Multimodal Dataset

We built the DIML multi-modal benchmark with both photometric and geometric variations. All databases were taken by SONY Cyber-Shot DSC-RX100 camera in a darkroom with the lighting booth GretagMacbeth SpectraLight III. In terms of geometric deformations, we captured 10 geometry image sets by combining geometric variations of viewpoint, scale, and rotation, and each image set consists of images taken under 5 different photometric variation pairs including illumination, exposure, flash-noflash, blur, and noise.
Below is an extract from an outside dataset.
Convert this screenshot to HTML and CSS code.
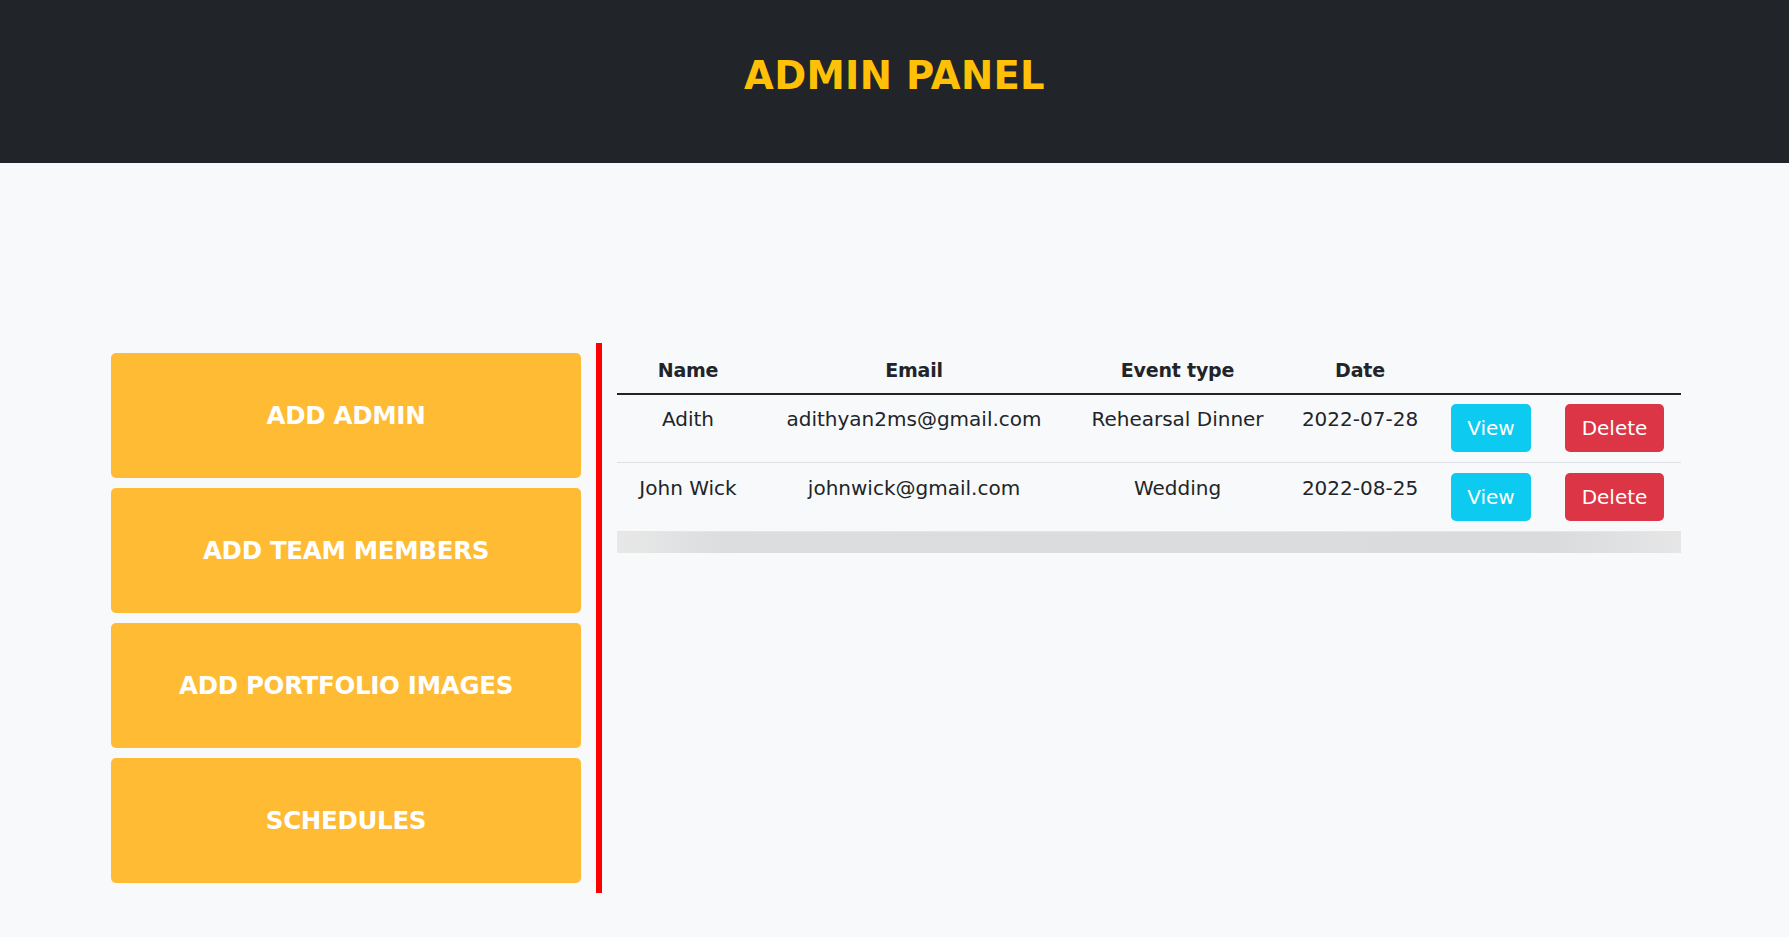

Therefore, the DIML multi-modal benchmark consists of 100 images with the size of 1200 x 800. Furthermore, we manually built ground truth object annotation maps to evaluate the performance quantitatively.


RGB-D Dataset

We introduce an RGB-D scene dataset consisting of more than 200 indoor / outdoor scenes. This dataset contains synchronized RGB-D frames from both Kinect v2 and Zed stereo camera. For the outdoor scene, we first generate disparity maps using an accurate stereo matching method and convert them using calibration parameters. A per-pixel confidence map of disparity is also provided. Our scenes are captured at various places, e.g., offices, rooms, dormitory, exhibition center, street, road etc., from Yonsei University and Chungnam National University.